- Type: NHS hospital trust
- Headquarters: Whalley, Lancashire
- Chair: Rupert Nichols
- Chief executive: Mark Hindle
- Website: www.calderstones.nhs.uk

= Calderstones Partnership NHS Foundation Trust =

UK NHS foundation trust

Calderstones Partnership NHS Foundation Trust based in Whalley, Lancashire, England, was a provider of services for people with a Learning Disability or other developmental disorders in the North West of England. It became a Foundation Trust in 2009.

==History==
It provided an on-site assessment and treatment facility with hospital based care in Whalley and a community service that included more than 40 houses across the North West. Some of the land formerly used by the institution has been sold off for housing.

In 2001 the Trust cared for 375 people, 211 at Calderstones, and 164 in the community. 85 people were admitted through the courts.
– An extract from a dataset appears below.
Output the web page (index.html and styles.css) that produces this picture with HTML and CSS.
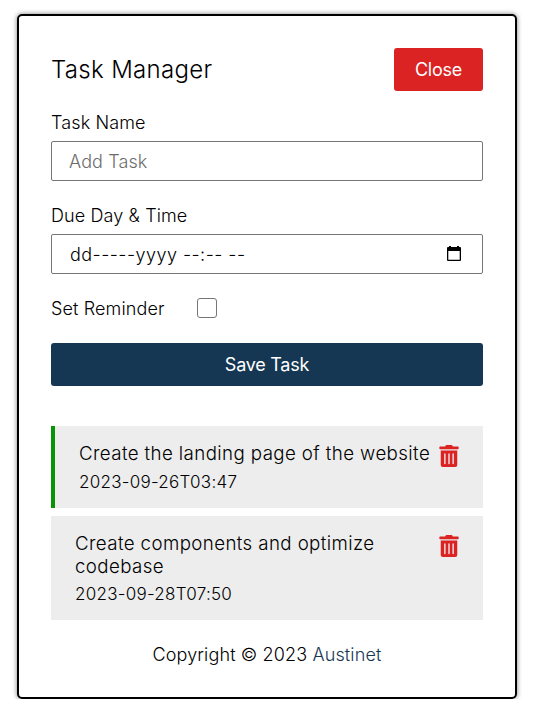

Calderstones was once the centre of Lancashire's institutional care, with 3 hospitals, Brockhall Certified Institution, Langho Epileptic Colony and Calderstones Certified Institution in close proximity.

Calderstones Hospital was managed by Burnley District Health Authority from 1974 to 1982 when it passed to Lancashire Area Health Authority.

In June 2015 it was reported to be considering a merger with Mersey Care NHS Trust. It currently has a turnover of £42 million per year, and it will be reducing the number of beds from 215 to 182.

It was named by the Health Service Journal as one of the top hundred NHS trusts to work for in 2015. At that time it had 1396 full-time equivalent staff and a sickness absence rate of 6.1%. 61% of staff recommend it as a place for treatment and 62% recommended it as a place to work.

In October 2015 it was announced that the hospital would be closed and the Trust abolished by July 2016. Merseycare is to take over the remains of the organisation.